→ Written problem
Print exactly the lines from the first one down to the line containing "6.400Q16 8.400 19.500", both ends included, with no pictures and nothing else.

# Recorded data start

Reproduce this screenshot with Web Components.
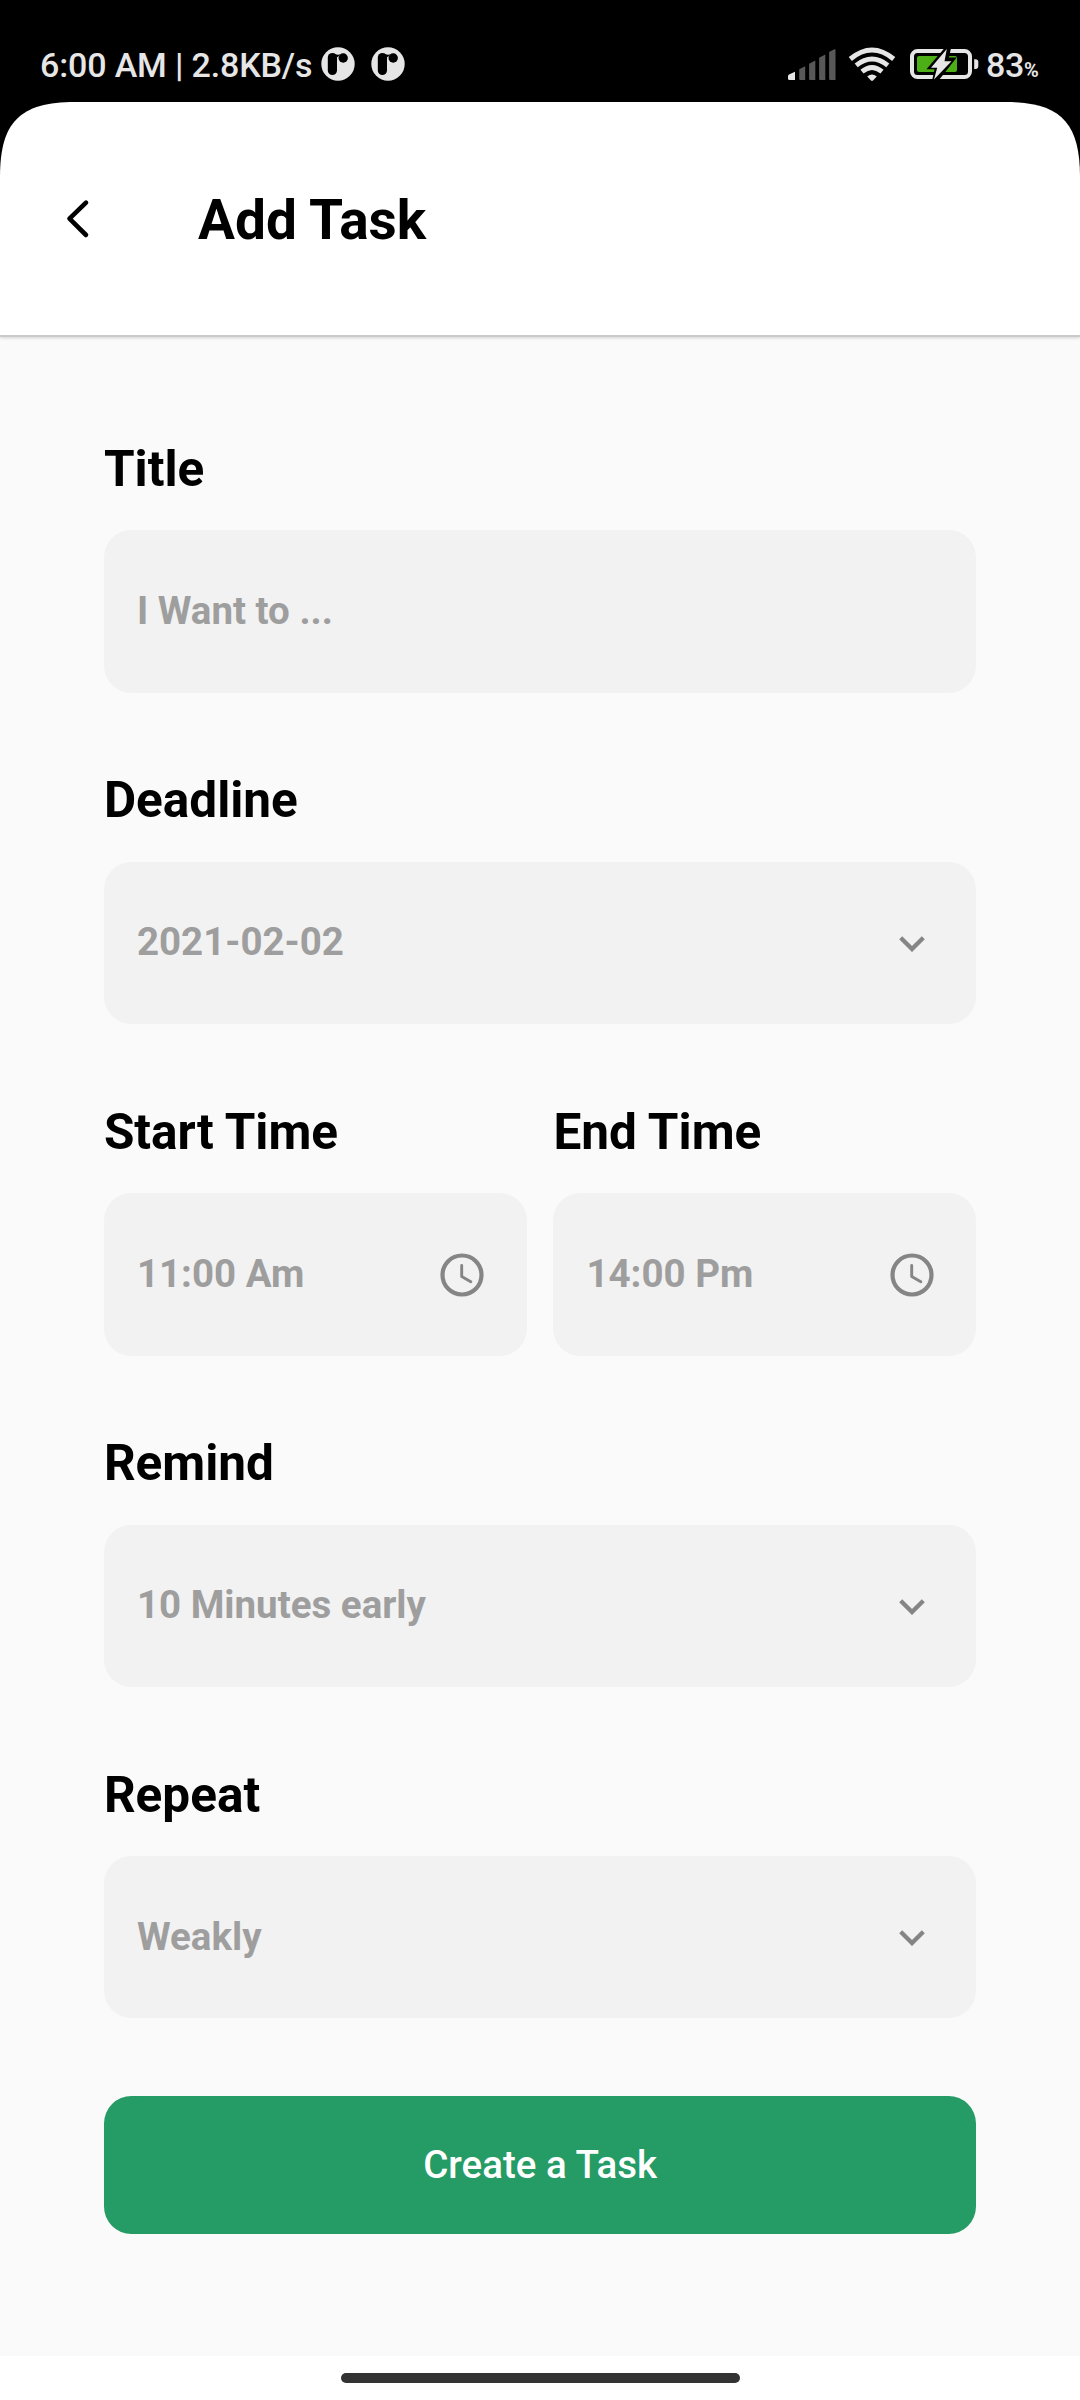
<!DOCTYPE html>
<html lang="en">
<head>
<meta charset="utf-8">
<title>Add Task</title>
<style>
html,body{margin:0;padding:0;background:#fafafa}
body{font-family:Roboto,"Liberation Sans",sans-serif}
</style>
</head>
<body>
<task-screen></task-screen>
<script>
const define = (name, html) => customElements.define(name, class extends HTMLElement {
  constructor() {
    super();
    const t = document.createElement('template');
    t.innerHTML = html;
    this.attachShadow({ mode: 'open' }).appendChild(t.content.cloneNode(true));
  }
});

define('app-badge', `
<style>:host{display:block;width:34px;height:34px}svg{display:block}</style>
<svg width="34" height="34" viewBox="0 0 34 34"><circle cx="17" cy="17" r="16.700" fill="#e6e6e6"/><rect x="6.800" y="6" width="9.200" height="22" rx="4.600" fill="#000"/><path d="M13 6.400Q16 8.400 19.500 7.300L17.600 9.200L15.800 10.600Z" fill="#000"/><circle cx="22.200" cy="11" r="4.700" fill="#000"/></svg>`);

define('signal-icon', `
<style>:host{display:block}svg{display:block}</style>
<svg width="48" height="34" viewBox="0 0 48 34"><path d="M0 28Q0 27.200 1 26.600L7 23.800V32H1.500Q0 32 0 30.500Z" fill="#e6e6e6"/><g fill="#585858"><path d="M11.200 21.200L17.200 18.200V32H12.200Q11.200 32 11.200 31Z"/><path d="M21.100 15.800L27.300 12.600V32H22.100Q21.100 32 21.100 31Z"/><path d="M31.100 9.800L37.300 6.600V32H32.100Q31.100 32 31.100 31Z"/><path d="M41.100 4L46.400 1.300Q47.500 1.100 47.500 2.200V32H42.100Q41.100 32 41.100 31Z"/></g></svg>`);

define('wifi-icon', `
<style>:host{display:block}svg{display:block}</style>
<svg width="48" height="36" viewBox="0 0 48 36"><g fill="none" stroke="#e6e6e6" stroke-width="4.900"><path d="M2.300 13Q24 -5 45.700 13"/><path d="M8.200 19.300Q24 6.700 39.800 19.300"/><path d="M14 25.700Q24 17.300 34 25.700"/></g><path d="M19.200 30.600Q24 26.200 28.800 30.600L25 34.600Q24 35.300 23 34.600Z" fill="#e6e6e6"/></svg>`);

define('battery-icon', `
<style>:host{display:block}svg{display:block}</style>
<svg width="70" height="34" viewBox="0 0 70 34"><rect x="2" y="3" width="58" height="26" rx="5.500" fill="none" stroke="#e6e6e6" stroke-width="4"/><rect x="7" y="8" width="40" height="16" rx="2" fill="#4caf16"/><path d="M64.200 11.200H65.500Q68.300 11.200 68.300 14V18Q68.300 21 65.500 21H64.200Z" fill="#e6e6e6"/><path d="M35 -.5L16.400 21.200H24.500L21.800 34L29 32L46.700 9.500H39L41 0Z" fill="#000"/><path d="M36.800 1L21 19.800H27.200L24 31.500L41.500 13.300H34.500Z" fill="#e6e6e6"/></svg>`);

define('status-bar', `
<style>
:host{display:flex;height:102px;background:#000;color:#e6e6e6;box-sizing:border-box;padding:0 0 0 40px;align-items:flex-start;justify-content:space-between;font-size:34px;font-weight:500;line-height:40px}
.l,.r{display:flex;align-items:flex-start}
.l{gap:8px}
.r{width:292px}
.t{width:273px;white-space:pre;margin-top:45px;letter-spacing:-.15px}
.badges{display:flex;gap:16px;margin-top:47px}
signal-icon{margin-top:48px}
wifi-icon{margin:46px 0 0 12px}
battery-icon{margin:48px 0 0 14px}
.p{margin:45px 0 0 6px;white-space:nowrap;letter-spacing:-.3px}
.p small{font-size:20px;font-weight:700}
</style>
<div class="l"><div class="t">6:00 AM | 2.8KB/s</div><div class="badges"><app-badge></app-badge><app-badge></app-badge></div></div>
<div class="r"><signal-icon></signal-icon><wifi-icon></wifi-icon><battery-icon></battery-icon><div class="p">83<small>%</small></div></div>`);

define('app-header', `
<style>
:host{display:block;background:#000;height:233px;box-shadow:0 2px 0 #cacaca,0 3px 3px rgba(0,0,0,.16)}
header{display:flex;align-items:flex-start;height:233px;box-sizing:border-box;padding:0 66px;background:#fff;clip-path:path("M0 233V75C0 20 20 0 75 0H1005C1060 0 1080 20 1080 75V233Z")}
svg{display:block;margin-top:97px}
h1{margin:85px 0 0 108px;font-size:55px;line-height:66px;font-weight:700;color:#000;white-space:nowrap}
</style>
<header><svg width="24" height="40" viewBox="0 0 24 40"><path d="M20 3.700L3.500 19.700L20 36" fill="none" stroke="#000" stroke-width="4.600" stroke-linecap="round" stroke-linejoin="round"/></svg><h1><slot></slot></h1></header>`);

define('chevron-icon', `
<style>:host{display:block}svg{display:block}</style>
<svg width="26" height="16" viewBox="0 0 26 16"><path d="M1.700 1.700L13 13L24.300 1.700" fill="none" stroke="#858585" stroke-width="4.300"/></svg>`);

define('clock-icon', `
<style>:host{display:block}svg{display:block}</style>
<svg width="44" height="44" viewBox="0 0 44 44"><circle cx="22" cy="22" r="19.500" fill="none" stroke="#858585" stroke-width="4.200"/><path d="M21.700 12.500V23.600L30.800 28.800" fill="none" stroke="#858585" stroke-width="2.900" stroke-linecap="round" stroke-linejoin="round"/></svg>`);

define('form-field', `
<style>
:host{display:block;min-width:0}
.label{font-size:49.500px;line-height:58px;height:90.400px;font-weight:700;color:#000;white-space:nowrap}
.box{display:flex;align-items:center;justify-content:space-between;box-sizing:border-box;height:162.250px;padding:0 42.500px 0 33px;border-radius:27.500px;background:#f2f2f2}
.value{font-size:38.500px;line-height:46px;font-weight:700;color:#9e9e9e;white-space:nowrap;margin-bottom:1px}
::slotted(chevron-icon){margin:2px 9px 0 0}
::slotted(clock-icon){margin-top:1px}
</style>
<div class="label"><slot name="label"></slot></div>
<div class="box"><div class="value"><slot></slot></div><slot name="icon"></slot></div>`);

define('field-row', `
<style>:host{display:flex;gap:26.500px}::slotted(*){flex:1 1 0}</style><slot></slot>`);

define('primary-button', `
<style>
:host{display:block}
button{display:flex;align-items:center;justify-content:center;width:100%;height:137.500px;box-sizing:border-box;padding:1px 0 0;border:0;border-radius:27.500px;background:#259b65;color:#fff;font:500 38.500px/46px Roboto,sans-serif}
</style>
<button type="button"><slot></slot></button>`);

define('nav-bar', `
<style>
:host{display:flex;justify-content:center;align-items:flex-start;height:44px;background:#fff;box-sizing:border-box;padding-top:17px}
div{width:399px;height:10px;border-radius:5px;background:#333}
</style><div></div>`);

define('task-screen', `
<style>
:host{display:flex;flex-direction:column;width:1080px;height:2400px;background:#fafafa;overflow:hidden}
main{flex:1;display:flex;flex-direction:column;gap:78.800px;box-sizing:border-box;padding:105px 103.600px 0 103.900px}
nav-bar{flex:none}
primary-button{margin-top:-1px}
</style>
<status-bar></status-bar>
<app-header>Add Task</app-header>
<main>
<form-field><span slot="label">Title</span>I Want to ...</form-field>
<form-field><span slot="label">Deadline</span>2021-02-02<chevron-icon slot="icon"></chevron-icon></form-field>
<field-row>
<form-field><span slot="label">Start Time</span>11:00 Am<clock-icon slot="icon"></clock-icon></form-field>
<form-field><span slot="label">End Time</span>14:00 Pm<clock-icon slot="icon"></clock-icon></form-field>
</field-row>
<form-field><span slot="label">Remind</span>10 Minutes early<chevron-icon slot="icon"></chevron-icon></form-field>
<form-field><span slot="label">Repeat</span>Weakly<chevron-icon slot="icon"></chevron-icon></form-field>
<primary-button>Create a Task</primary-button>
</main>
<nav-bar></nav-bar>`);
</script>
</body>
</html>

# Recorded data end

→ Written response
Reproduce this screenshot with Web Components.
<!DOCTYPE html>
<html lang="en">
<head>
<meta charset="utf-8">
<title>Add Task</title>
<style>
html,body{margin:0;padding:0;background:#fafafa}
body{font-family:Roboto,"Liberation Sans",sans-serif}
</style>
</head>
<body>
<task-screen></task-screen>
<script>
const define = (name, html) => customElements.define(name, class extends HTMLElement {
  constructor() {
    super();
    const t = document.createElement('template');
    t.innerHTML = html;
    this.attachShadow({ mode: 'open' }).appendChild(t.content.cloneNode(true));
  }
});

define('app-badge', `
<style>:host{display:block;width:34px;height:34px}svg{display:block}</style>
<svg width="34" height="34" viewBox="0 0 34 34"><circle cx="17" cy="17" r="16.700" fill="#e6e6e6"/><rect x="6.800" y="6" width="9.200" height="22" rx="4.600" fill="#000"/><path d="M13 6.400Q16 8.400 19.500 7.300L17.600 9.200L15.800 10.600Z" fill="#000"/><circle cx="22.200" cy="11" r="4.700" fill="#000"/></svg>`);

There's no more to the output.